Problem statement
What is the count of lines that hold the word "React"? Give only the number.
* Start Source data *
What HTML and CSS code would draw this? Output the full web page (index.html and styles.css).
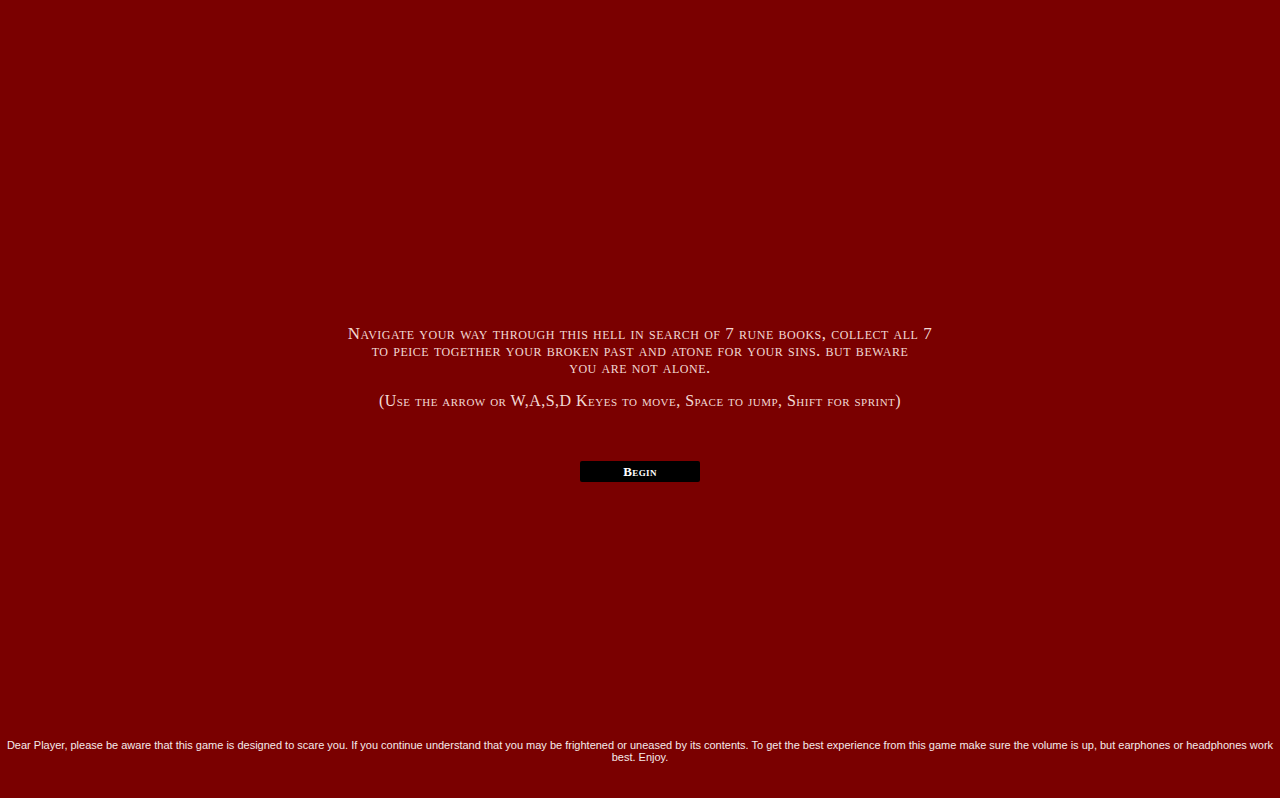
* End Source data *
* Start Source data *
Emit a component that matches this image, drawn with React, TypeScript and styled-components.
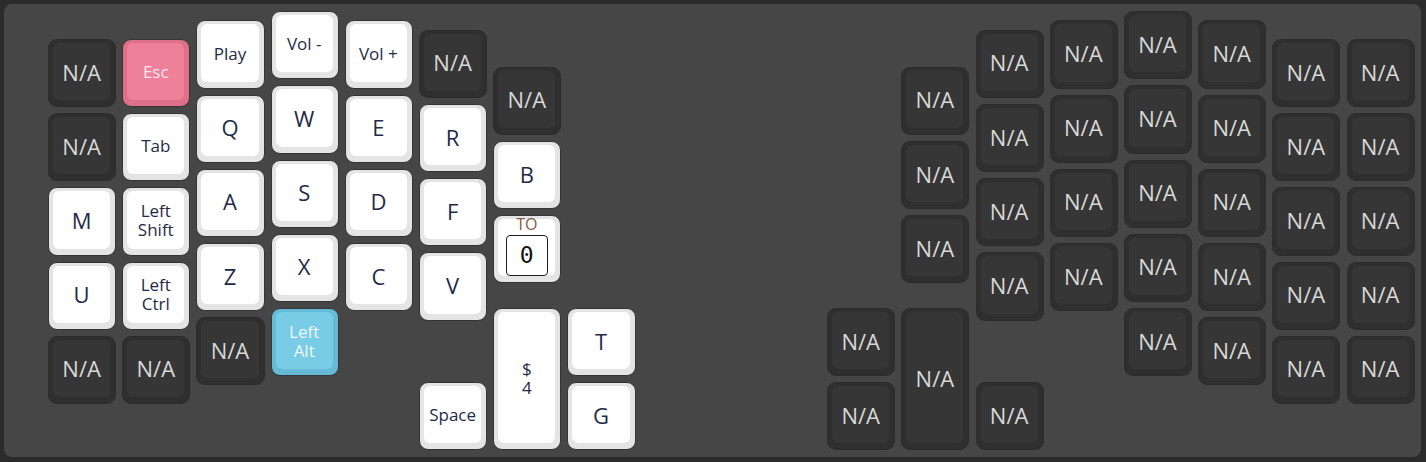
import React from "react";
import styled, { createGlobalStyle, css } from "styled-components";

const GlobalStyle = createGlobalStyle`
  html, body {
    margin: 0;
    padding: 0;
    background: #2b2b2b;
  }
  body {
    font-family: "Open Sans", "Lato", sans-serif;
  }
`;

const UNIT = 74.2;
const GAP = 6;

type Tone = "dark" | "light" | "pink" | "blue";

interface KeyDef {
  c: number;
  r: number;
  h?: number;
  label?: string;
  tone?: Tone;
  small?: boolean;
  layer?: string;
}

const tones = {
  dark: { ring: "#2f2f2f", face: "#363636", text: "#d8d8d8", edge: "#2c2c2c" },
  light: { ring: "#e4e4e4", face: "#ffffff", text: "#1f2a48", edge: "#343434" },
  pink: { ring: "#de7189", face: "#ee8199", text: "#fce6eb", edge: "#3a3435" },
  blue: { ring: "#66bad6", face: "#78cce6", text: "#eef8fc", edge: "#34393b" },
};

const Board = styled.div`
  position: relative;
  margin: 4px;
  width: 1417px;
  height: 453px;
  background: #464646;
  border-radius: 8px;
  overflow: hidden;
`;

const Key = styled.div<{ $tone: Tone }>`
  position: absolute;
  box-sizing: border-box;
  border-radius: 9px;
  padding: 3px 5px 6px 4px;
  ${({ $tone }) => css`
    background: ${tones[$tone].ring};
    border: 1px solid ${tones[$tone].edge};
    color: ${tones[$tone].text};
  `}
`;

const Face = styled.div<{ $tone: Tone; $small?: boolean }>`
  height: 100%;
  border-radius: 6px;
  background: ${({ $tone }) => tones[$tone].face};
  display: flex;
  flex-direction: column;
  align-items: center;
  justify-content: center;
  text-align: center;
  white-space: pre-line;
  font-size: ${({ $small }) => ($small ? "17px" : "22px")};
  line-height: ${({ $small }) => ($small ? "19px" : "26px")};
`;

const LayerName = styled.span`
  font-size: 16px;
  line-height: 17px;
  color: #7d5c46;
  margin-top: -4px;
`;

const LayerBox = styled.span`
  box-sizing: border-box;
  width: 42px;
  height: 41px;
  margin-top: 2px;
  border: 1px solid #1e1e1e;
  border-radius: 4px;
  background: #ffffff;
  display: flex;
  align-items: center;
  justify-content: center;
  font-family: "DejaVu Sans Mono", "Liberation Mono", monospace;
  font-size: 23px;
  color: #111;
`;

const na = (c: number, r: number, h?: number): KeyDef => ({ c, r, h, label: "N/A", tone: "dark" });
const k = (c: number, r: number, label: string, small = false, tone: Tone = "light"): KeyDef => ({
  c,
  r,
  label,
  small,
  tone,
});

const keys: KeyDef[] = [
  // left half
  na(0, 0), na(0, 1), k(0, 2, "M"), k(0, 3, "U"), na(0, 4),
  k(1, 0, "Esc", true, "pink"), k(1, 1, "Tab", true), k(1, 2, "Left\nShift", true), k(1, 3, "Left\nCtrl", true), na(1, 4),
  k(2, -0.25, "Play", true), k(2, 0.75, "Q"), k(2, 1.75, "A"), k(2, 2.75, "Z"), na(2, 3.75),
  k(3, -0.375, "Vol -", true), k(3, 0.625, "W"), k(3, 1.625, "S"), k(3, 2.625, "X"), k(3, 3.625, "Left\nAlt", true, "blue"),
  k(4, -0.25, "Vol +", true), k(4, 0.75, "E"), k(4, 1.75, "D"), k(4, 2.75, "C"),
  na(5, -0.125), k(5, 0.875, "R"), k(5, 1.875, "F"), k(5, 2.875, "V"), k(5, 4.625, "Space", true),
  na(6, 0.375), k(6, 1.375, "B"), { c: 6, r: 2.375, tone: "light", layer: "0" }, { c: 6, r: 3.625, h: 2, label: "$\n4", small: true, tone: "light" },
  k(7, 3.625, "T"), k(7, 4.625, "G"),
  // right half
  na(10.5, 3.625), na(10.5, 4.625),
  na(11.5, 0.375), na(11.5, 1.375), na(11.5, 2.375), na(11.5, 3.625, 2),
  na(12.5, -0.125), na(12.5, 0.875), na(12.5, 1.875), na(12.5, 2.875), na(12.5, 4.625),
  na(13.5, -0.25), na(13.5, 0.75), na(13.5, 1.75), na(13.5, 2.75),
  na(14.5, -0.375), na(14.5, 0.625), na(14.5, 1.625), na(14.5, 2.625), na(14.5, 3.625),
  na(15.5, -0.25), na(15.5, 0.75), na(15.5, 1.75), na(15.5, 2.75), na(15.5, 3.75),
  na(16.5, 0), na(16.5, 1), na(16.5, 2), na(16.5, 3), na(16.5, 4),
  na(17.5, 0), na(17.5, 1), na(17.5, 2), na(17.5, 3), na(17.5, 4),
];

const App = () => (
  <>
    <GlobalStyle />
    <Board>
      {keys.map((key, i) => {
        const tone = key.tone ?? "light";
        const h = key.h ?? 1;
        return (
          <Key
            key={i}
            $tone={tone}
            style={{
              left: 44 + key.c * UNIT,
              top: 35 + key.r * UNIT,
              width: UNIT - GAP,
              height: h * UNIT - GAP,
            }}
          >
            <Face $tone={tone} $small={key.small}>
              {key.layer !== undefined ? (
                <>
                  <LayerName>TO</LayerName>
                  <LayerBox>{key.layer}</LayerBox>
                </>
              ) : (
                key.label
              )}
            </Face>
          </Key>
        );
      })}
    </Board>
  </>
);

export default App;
* End Source data *
Task solution
2